[start of Data segment]

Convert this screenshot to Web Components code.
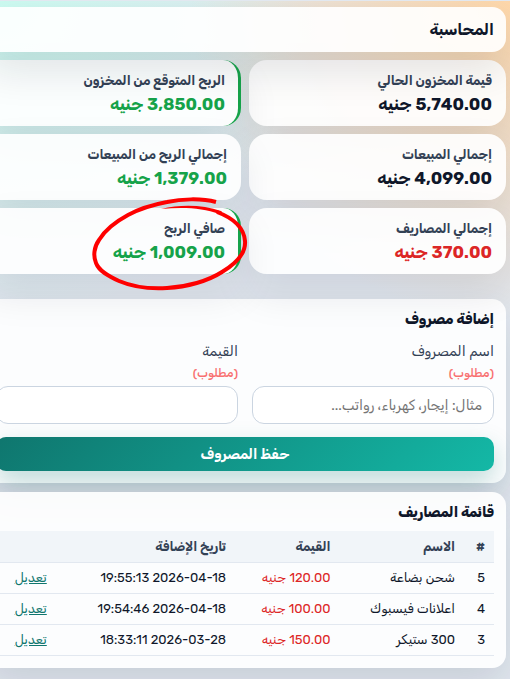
<!DOCTYPE html>
<html lang="ar" dir="rtl">
<head>
<meta charset="UTF-8">
<meta name="viewport" content="width=device-width, initial-scale=1">
<title>المحاسبة</title>
<style>
  * {
    box-sizing: border-box;
  }
  html {
    min-height: 100%;
    overflow: hidden;
    background: #dfe4ed;
  }
  body {
    margin: 0;
    min-height: 100vh;
    overflow: hidden;
    border-top: 1px solid #e2e8f0;
    color: #0f172a;
    font-family: Rubik, Inter, "DejaVu Sans", sans-serif;
    font-size: 13px;
    background:
      radial-gradient(circle at 100% 0, #fed7aa 0, rgba(254, 215, 170, 0) 320px),
      radial-gradient(circle at 0 0, #ccfbf1 0, rgba(204, 251, 241, 0) 320px),
      #e2e8f0;
  }
</style>
</head>
<body>
<accounting-page></accounting-page>

<script>
class PanelCard extends HTMLElement {

  constructor() {
    super();
    this.shadowDOM = this.attachShadow({mode: 'open'});
  }

  connectedCallback() {
    this.render();
  }

  render() {
    const tag = this.hasAttribute('main') ? 'h1' : 'h2';
    this.shadowDOM.innerHTML = `
      <style>
        :host {
          display: block;
          padding: 9px 12px 12px;
          border-radius: 14px;
          background: rgba(255, 255, 255, 0.9);
          box-shadow: 0 18px 40px rgba(15, 23, 42, 0.12);
        }
        /* the page header stays above the cards, its shadow falls on them */
        :host([main]) {
          position: relative;
          z-index: 1;
          padding: 10px 12px;
        }
        h1, h2 {
          margin: 0;
        }
        h1 {
          font-size: 16px;
          font-weight: 700;
          line-height: 25px;
        }
        h2 {
          font-size: 14px;
          font-weight: 800;
          line-height: 24px;
        }
      </style>
      <${tag}>${this.getAttribute('heading')}</${tag}>
      <slot></slot>
    `;
  }
}

customElements.define('panel-card', PanelCard);

class StatCard extends HTMLElement {

  constructor() {
    super();
    this.shadowDOM = this.attachShadow({mode: 'open'});
  }

  connectedCallback() {
    this.render();
  }

  render() {
    this.shadowDOM.innerHTML = `
      <style>
        * {
          box-sizing: border-box;
        }
        :host {
          display: block;
          position: relative;
        }
        .card {
          padding: 9px 14px 11px;
          border-radius: 18px;
          background: rgba(255, 255, 255, 0.9);
          box-shadow: 0 18px 40px rgba(15, 23, 42, 0.1);
        }
        :host([accent]) .card {
          padding-right: 13px;
          border-right: 3px solid #16a34a;
        }
        p {
          margin: 0;
        }
        .label {
          color: #334155;
          font-size: 13px;
          font-weight: 700;
          line-height: 24px;
        }
        .value {
          color: #0f172a;
          font-size: 17px;
          font-weight: 700;
          line-height: 22px;
        }
        :host([tone="profit"]) .value {
          color: #16a34a;
        }
        :host([tone="loss"]) .value {
          color: #dc2626;
        }
      </style>
      <div class="card">
        <p class="label">${this.getAttribute('label')}</p>
        <p class="value">${this.getAttribute('value')} جنيه</p>
      </div>
      <slot></slot>
    `;
  }
}

customElements.define('stat-card', StatCard);

// hand drawn circle that lies over a stat card
class MarkerCircle extends HTMLElement {

  constructor() {
    super();
    this.shadowDOM = this.attachShadow({mode: 'open'});
  }

  connectedCallback() {
    this.shadowDOM.innerHTML = `
      <style>
        :host {
          display: block;
          position: absolute;
          top: -13px;
          right: -9px;
          z-index: 2;
          width: 160px;
          height: 98px;
          pointer-events: none;
        }
        svg {
          display: block;
        }
      </style>
      <svg width="160" height="98" viewBox="0 0 160 98" fill="none" stroke="#fe0000" stroke-linejoin="round" aria-hidden="true">
        <path stroke-width="4" d="M126 7C111 3 91 4 77 7C61 10 49 14 38 20C25 27 15 35 9 45C4 52 3 61 6 68C9 76 18 81 29 86C43 92 60 94 77 93C97 92 118 86 132 77C147 68 156 58 155 46C154 33 143 23 127 17"/>
        <path d="M129 19C113 13 94 12 71 14C92 9 113 10 131 16C133 17 132 20 129 19Z" fill="#fe0000" stroke="none"/>
      </svg>
    `;
  }
}

customElements.define('marker-circle', MarkerCircle);

class FormField extends HTMLElement {

  constructor() {
    super();
    this.shadowDOM = this.attachShadow({mode: 'open'});
  }

  connectedCallback() {
    this.render();
  }

  render() {
    this.shadowDOM.innerHTML = `
      <style>
        * {
          box-sizing: border-box;
        }
        :host {
          display: block;
          min-width: 0;
        }
        label {
          display: block;
          color: #334155;
          font-size: 14px;
          line-height: 24px;
        }
        small {
          display: block;
          color: #f87171;
          font-size: 12px;
          font-weight: 500;
          line-height: 18px;
        }
        input {
          display: block;
          width: 100%;
          height: 38px;
          margin-top: 4px;
          padding: 0 11px;
          border: 1px solid #cbd5e1;
          border-radius: 12px;
          background: #fff;
          color: #0f172a;
          font-family: inherit;
          font-size: 14px;
        }
        input::placeholder {
          color: #757575;
        }
      </style>
      <label for="field">${this.getAttribute('label')} <small>(مطلوب)</small></label>
      <input id="field" type="text" placeholder="${this.getAttribute('placeholder') || ''}" required>
    `;
  }
}

customElements.define('form-field', FormField);

class ExpenseForm extends HTMLElement {

  constructor() {
    super();
    this.shadowDOM = this.attachShadow({mode: 'open'});
  }

  connectedCallback() {
    this.shadowDOM.innerHTML = `
      <style>
        :host {
          display: block;
        }
        form {
          margin: 8px 0 0;
        }
        .fields {
          display: grid;
          grid-template-columns: 1fr 1fr;
          gap: 14px;
        }
        button {
          display: block;
          width: 100%;
          height: 34px;
          margin-top: 13px;
          padding: 0;
          border: 0;
          border-radius: 10px;
          background: linear-gradient(315deg, #14b8a6, #0f766e);
          box-shadow: 0 10px 24px rgba(15, 118, 110, 0.25);
          color: #fff;
          font-family: inherit;
          font-size: 14px;
          font-weight: 700;
        }
      </style>
      <form>
        <div class="fields">
          <form-field label="اسم المصروف" placeholder="مثال: إيجار، كهرباء، رواتب..."></form-field>
          <form-field label="القيمة"></form-field>
        </div>
        <button type="button">حفظ المصروف</button>
      </form>
    `;
  }
}

customElements.define('expense-form', ExpenseForm);

class ExpenseTable extends HTMLElement {

  constructor() {
    super();
    this.shadowDOM = this.attachShadow({mode: 'open'});
  }

  set expenses(expenses) {
    this._expenses = expenses;
    this.render();
  }

  render() {
    this.shadowDOM.innerHTML = `
      <style>
        :host {
          display: block;
          margin-top: 6px;
        }
        table {
          width: 100%;
          table-layout: fixed;
          border-collapse: collapse;
          font-size: 13px;
        }
        th, td {
          box-sizing: border-box;
          height: 31px;
          padding: 0 9px;
          border-bottom: 1px solid #e2e8f0;
          text-align: right;
          white-space: nowrap;
        }
        th {
          background: #f1f5f9;
          color: #334155;
          font-weight: 700;
        }
        .num { width: 6%; }
        .name { width: 25%; }
        .amount { width: 21%; }
        .date { width: 36%; }
        td.amount {
          color: #dc2626;
        }
        a {
          color: #0f766e;
        }
      </style>
      <table>
        <thead>
          <tr>
            <th class="num">#</th>
            <th class="name">الاسم</th>
            <th class="amount">القيمة</th>
            <th class="date">تاريخ الإضافة</th>
            <th></th>
          </tr>
        </thead>
        <tbody>
          ${this._expenses.map(expense => `
            <tr>
              <td>${expense.id}</td>
              <td>${expense.name}</td>
              <td class="amount">${expense.amount} جنيه</td>
              <td>${expense.date}</td>
              <td><a href="#edit-${expense.id}">تعديل</a></td>
            </tr>
          `).join('')}
        </tbody>
      </table>
    `;
  }
}

customElements.define('expense-table', ExpenseTable);

class AccountingPage extends HTMLElement {

  constructor() {
    super();
    this.shadowDOM = this.attachShadow({mode: 'open'});
  }

  connectedCallback() {
    this.shadowDOM.innerHTML = `
      <style>
        /* the sheet is a little wider than the window and runs off its left side */
        :host {
          display: block;
          width: calc(100% + 12px);
          margin-right: 4px;
          padding: 6px 0 11px;
        }
        .stats {
          display: grid;
          grid-template-columns: 1fr 1fr;
          gap: 8px;
          margin: 8px 0 25px;
        }
        .list {
          margin-top: 9px;
        }
      </style>
      <panel-card main heading="المحاسبة"></panel-card>
      <div class="stats">
        <stat-card label="قيمة المخزون الحالي" value="5,740.00"></stat-card>
        <stat-card label="الربح المتوقع من المخزون" value="3,850.00" tone="profit" accent></stat-card>
        <stat-card label="إجمالي المبيعات" value="4,099.00"></stat-card>
        <stat-card label="إجمالي الربح من المبيعات" value="1,379.00" tone="profit"></stat-card>
        <stat-card label="إجمالي المصاريف" value="370.00" tone="loss"></stat-card>
        <stat-card label="صافي الربح" value="1,009.00" tone="profit" accent>
          <marker-circle></marker-circle>
        </stat-card>
      </div>
      <panel-card heading="إضافة مصروف">
        <expense-form></expense-form>
      </panel-card>
      <panel-card class="list" heading="قائمة المصاريف">
        <expense-table></expense-table>
      </panel-card>
    `;
    this.shadowDOM.querySelector('expense-table').expenses = [
      {id: 5, name: 'شحن بضاعة', amount: '120.00', date: '2026-04-18 19:55:13'},
      {id: 4, name: 'اعلانات فيسبوك', amount: '100.00', date: '2026-04-18 19:54:46'},
      {id: 3, name: '300 ستيكر', amount: '150.00', date: '2026-03-28 18:33:11'}
    ];
  }
}

customElements.define('accounting-page', AccountingPage);
</script>
</body>
</html>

[end of Data segment]

**Aim of the task**
Everything from the first line to the line with "class StatCard extends" must be repeated exactly, and nothing else. Leave the pictures out.

**Reply to the exercise**
Convert this screenshot to Web Components code.
<!DOCTYPE html>
<html lang="ar" dir="rtl">
<head>
<meta charset="UTF-8">
<meta name="viewport" content="width=device-width, initial-scale=1">
<title>المحاسبة</title>
<style>
  * {
    box-sizing: border-box;
  }
  html {
    min-height: 100%;
    overflow: hidden;
    background: #dfe4ed;
  }
  body {
    margin: 0;
    min-height: 100vh;
    overflow: hidden;
    border-top: 1px solid #e2e8f0;
    color: #0f172a;
    font-family: Rubik, Inter, "DejaVu Sans", sans-serif;
    font-size: 13px;
    background:
      radial-gradient(circle at 100% 0, #fed7aa 0, rgba(254, 215, 170, 0) 320px),
      radial-gradient(circle at 0 0, #ccfbf1 0, rgba(204, 251, 241, 0) 320px),
      #e2e8f0;
  }
</style>
</head>
<body>
<accounting-page></accounting-page>

<script>
class PanelCard extends HTMLElement {

  constructor() {
    super();
    this.shadowDOM = this.attachShadow({mode: 'open'});
  }

  connectedCallback() {
    this.render();
  }

  render() {
    const tag = this.hasAttribute('main') ? 'h1' : 'h2';
    this.shadowDOM.innerHTML = `
      <style>
        :host {
          display: block;
          padding: 9px 12px 12px;
          border-radius: 14px;
          background: rgba(255, 255, 255, 0.9);
          box-shadow: 0 18px 40px rgba(15, 23, 42, 0.12);
        }
        /* the page header stays above the cards, its shadow falls on them */
        :host([main]) {
          position: relative;
          z-index: 1;
          padding: 10px 12px;
        }
        h1, h2 {
          margin: 0;
        }
        h1 {
          font-size: 16px;
          font-weight: 700;
          line-height: 25px;
        }
        h2 {
          font-size: 14px;
          font-weight: 800;
          line-height: 24px;
        }
      </style>
      <${tag}>${this.getAttribute('heading')}</${tag}>
      <slot></slot>
    `;
  }
}

customElements.define('panel-card', PanelCard);

class StatCard extends HTMLElement {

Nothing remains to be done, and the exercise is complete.